Thursday, October 19, 2000
Steamboat Springs After struggling through most of the new millennium with a short staff and a heavy workload, the planning department will finally have a full staff starting Jan. 1, 2001. Planning Director Wendie Schulenberg hired a Seattle planner to fill the city's assistant director position, a spot that had been vacant for more than a year.
"It's been a very big struggle and I think the department is finally feeling like we're starting to see the light at the end of the tunnel with our new hires," Schulenberg said.
The planner, Timothy McHarg, will begin work about Jan. 1. He has been employed at a private planning consulting firm in Seattle called Madrona Planning, which works primarily with city and county governments. Though he enjoyed his role in the consulting firm, McHarg said he wanted to get back to city planning, where he will be able to see the longer-term implications of his work.

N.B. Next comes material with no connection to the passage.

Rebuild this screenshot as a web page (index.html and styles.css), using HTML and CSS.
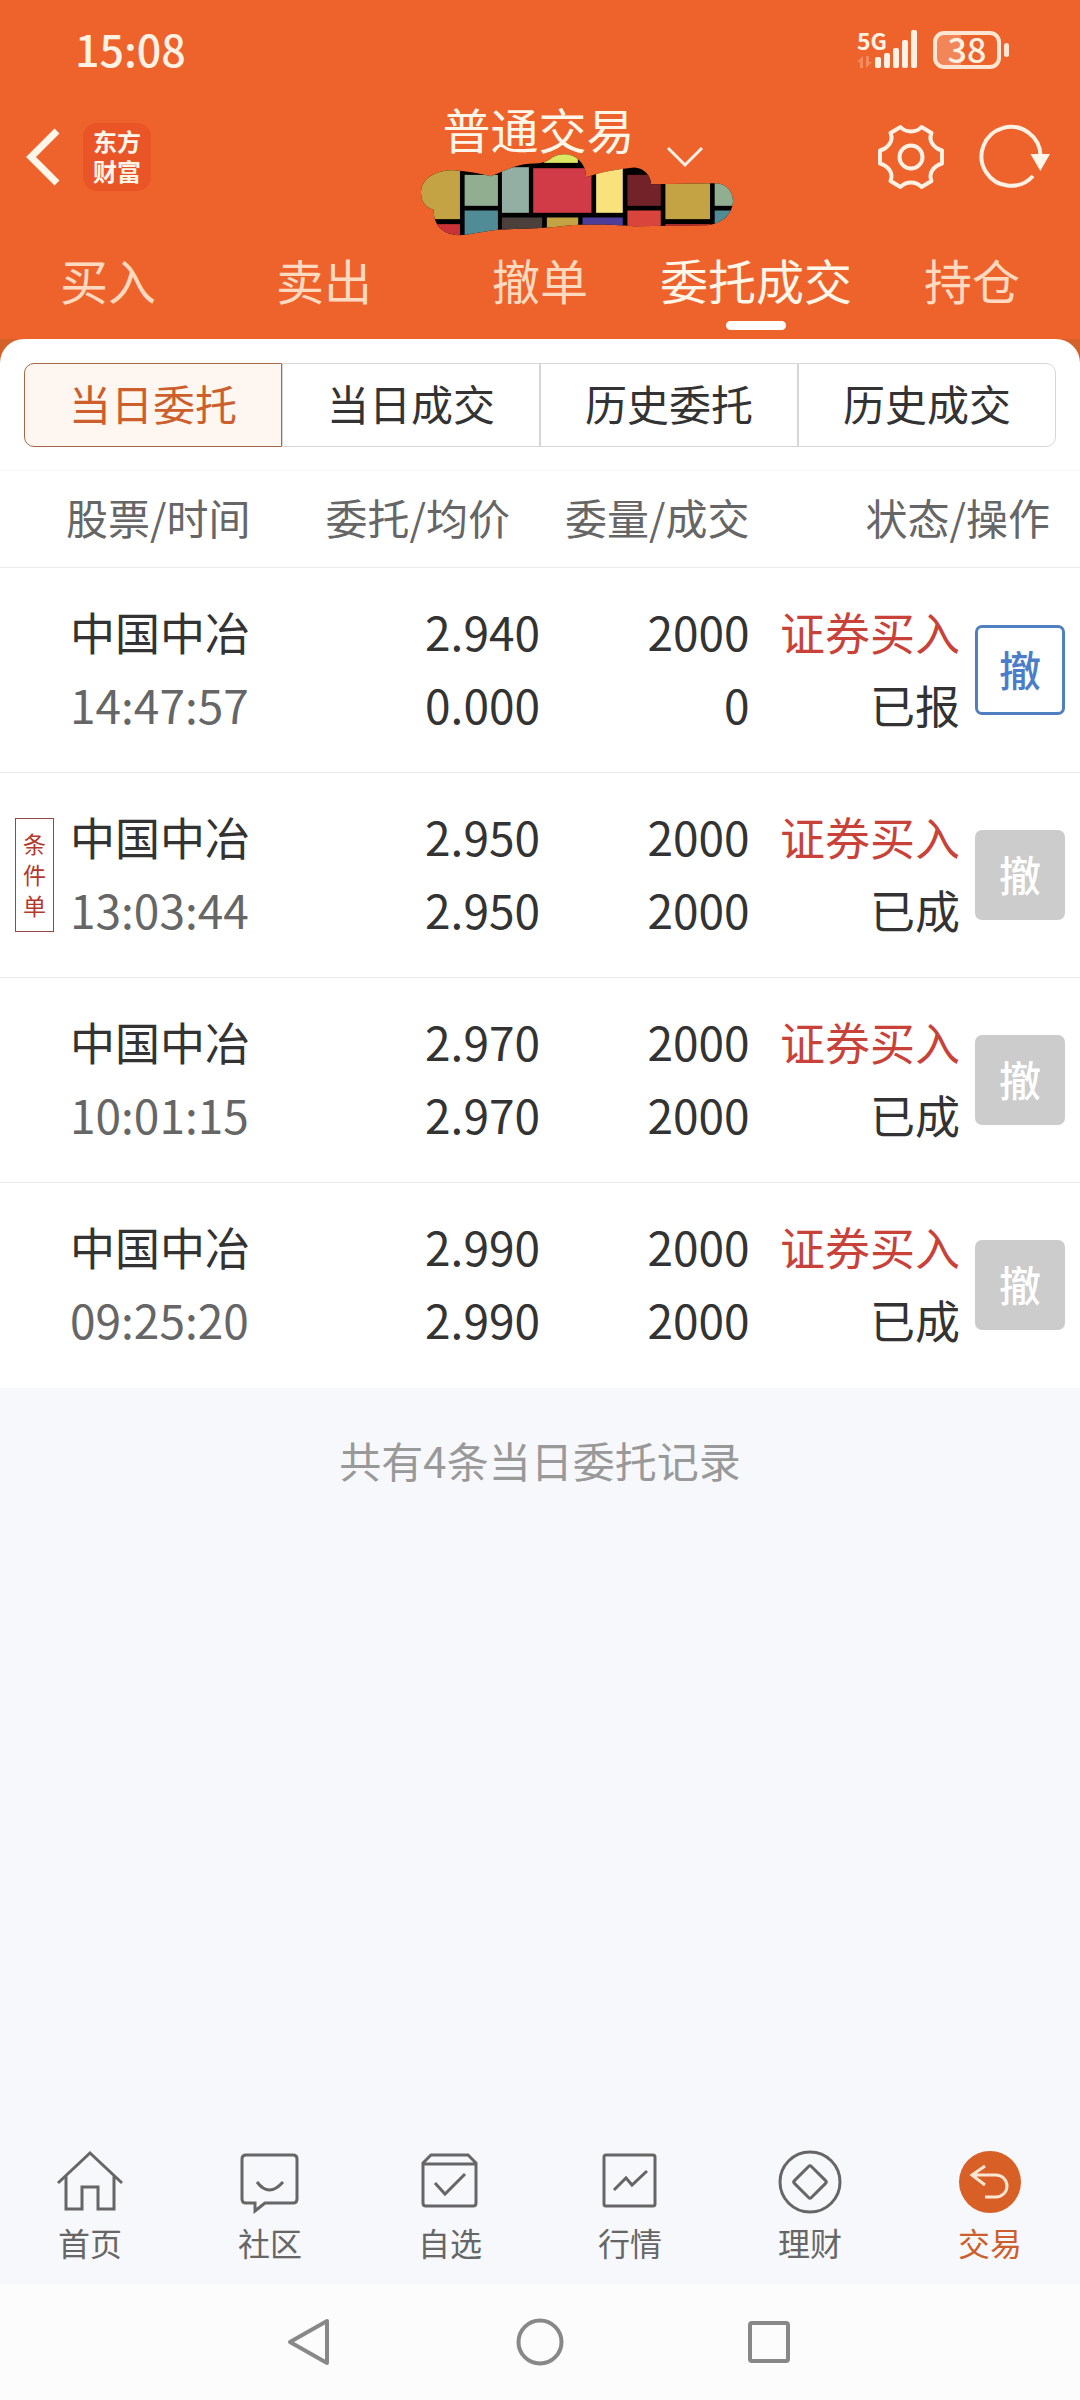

"Essentially, being a consultant, it's somewhat difficult to work on projects from the initial development stages," McHarg said. "This job will give me a longer-term perspective and let me see some of the efforts of our labors. It's an opportunity to get back to something I did for awhile and wanted to get back to."
McHarg has also worked in the public housing authority in Walla Walla, Wash., where, among other accomplishments, he developed proposals for affordable housing projects. He said is excited to work on affordable housing issues here in Steamboat Springs.
His job, however, will consist primarily of managing the day-to-day operations of the department, including processing development permits and conducting project reviews.
Because of McHarg's experience with local government, Schulenberg is confident he will be able to hit the ground running.
"He has a good deal of management experience and really showed his abilities in the assessment process," Schulenberg said.
In his Seattle job, McHarg supervised two associate planners and managed the Seattle branch office of the company. That experience made him stand out to the review committee, Schulenberg said. One of the other finalists for the position was Acting Assistant Planning Director Scott Woodford. Schulenberg said Woodford is highly qualified and did well in the review process but simply did not have enough managerial experience for the assistant director position.
President of Madrona Planning Richard Sepler spoke highly of McHarg's efforts at the company.
"He has a strong, guiding principle of serving the public interest, tempered with an understanding of implications on the private sector," Sepler said. He said he thinks McHarg will adjust well to a job in city government because much of his work in the past has been with the public sector. About 95 percent of the projects Madrona works on are for the public sector. McHarg tackled a number of major city projects as a senior planner with Madrona, even helping develop part of the city of Seattle's comprehensive plan, according to his resume.
The last assistant director, Brian Grubb, departed in August 1999. For more than a year now, the planning department has gone without an assistant planning director, attempting with a short staff to deal with such major projects as the Community Development Code and piles of development applications. When the workload and the prospect of trying to hire people for three positions became too much, city officials decided to place a moratorium on major development permits.
The moratorium on major development permit applications, beginning on Aug. 7, was established through an emergency City Council ordinance as an attempt to deal with the personnel shortage. It affected developers seeking permits to build new commercial buildings, residential subdivisions, condominium and townhome projects and industrial buildings, among others.
The planning tech has already begun working and the planner 1, Tom Leeson of Clarion & Associates, will start Nov. 6. Leeson is currently working on the Community Development Code for Clarion and Associates and his departure may delay the code's completion, Schulenberg said.